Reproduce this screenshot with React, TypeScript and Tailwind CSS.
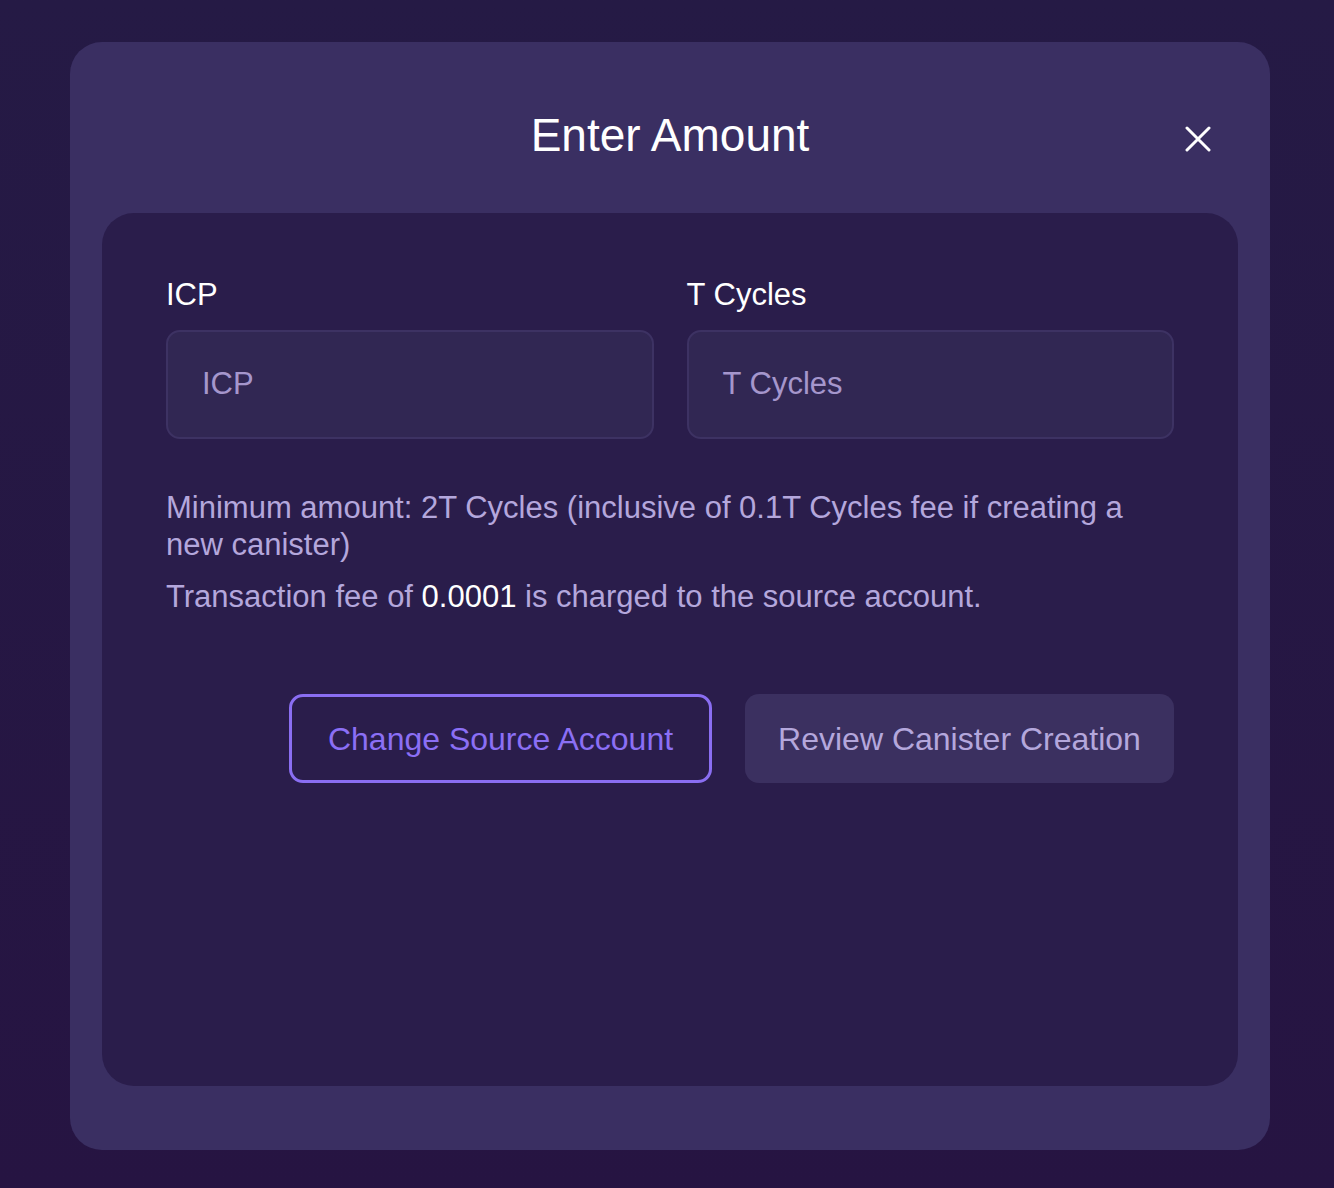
import React from "react";

export default function App() {
  return (
    <div
      className="w-[1334px] h-[1188px] overflow-hidden bg-gradient-to-b from-[#251a45] to-[#261442] pt-[42px] pl-[70px]"
      style={{ fontFamily: '"Liberation Sans", Arial, sans-serif' }}
    >
      <div className="w-[1200px] h-[1108px] rounded-[32px] bg-[#3a2f62] px-[32px] pb-[64px] flex flex-col">
        <div className="relative h-[171px] flex items-center justify-center">
          <h1 className="text-[46px] text-white leading-none mt-[14px]">Enter Amount</h1>
          <button className="absolute right-[27px] top-[84px] w-[26px] h-[26px] flex items-center justify-center">
            <svg width="26" height="26" viewBox="0 0 26 26" fill="none">
              <path d="M2 2 L24 24 M24 2 L2 24" stroke="white" strokeWidth="3" strokeLinecap="round" />
            </svg>
          </button>
        </div>
        <div className="flex-1 rounded-[32px] bg-[#2a1d4b] px-[64px] pt-[64px]">
          <div className="grid grid-cols-2 gap-[33px]">
            <div className="flex flex-col">
              <label className="text-[31px] text-white leading-[36px] mb-[17px]">ICP</label>
              <div className="h-[109px] rounded-[14px] border-2 border-[#3d3263] bg-[#312753] flex items-center px-[34px]">
                <span className="text-[31px] text-[#a596cc]">ICP</span>
              </div>
            </div>
            <div className="flex flex-col">
              <label className="text-[31px] text-white leading-[36px] mb-[17px]">T Cycles</label>
              <div className="h-[109px] rounded-[14px] border-2 border-[#3d3263] bg-[#312753] flex items-center px-[34px]">
                <span className="text-[31px] text-[#a596cc]">T Cycles</span>
              </div>
            </div>
          </div>
          <p className="mt-[50px] text-[31px] leading-[37px] text-[#b4a7dc]">
            Minimum amount: 2T Cycles (inclusive of 0.1T Cycles fee if creating a new canister)
          </p>
          <p className="mt-[15px] text-[31px] leading-[37px] text-[#b4a7dc]">
            Transaction fee of <span className="text-white">0.0001</span> is charged to the source account.
          </p>
          <div className="mt-[79px] flex justify-end gap-[33px]">
            <button className="w-[423px] h-[89px] rounded-[14px] border-[3px] border-[#8a6ef2] text-[#8b6ff5] text-[32px]">
              Change Source Account
            </button>
            <button className="w-[429px] h-[89px] rounded-[14px] bg-[#3b3060] text-[#b4a7dc] text-[32px]">
              Review Canister Creation
            </button>
          </div>
        </div>
      </div>
    </div>
  );
}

### Set problem
Write out, word for word, the lines from the start of the data through the one holding "import React from". Omit pictures.

### Result for this exercise
Reproduce this screenshot with React, TypeScript and Tailwind CSS.
import React from "react";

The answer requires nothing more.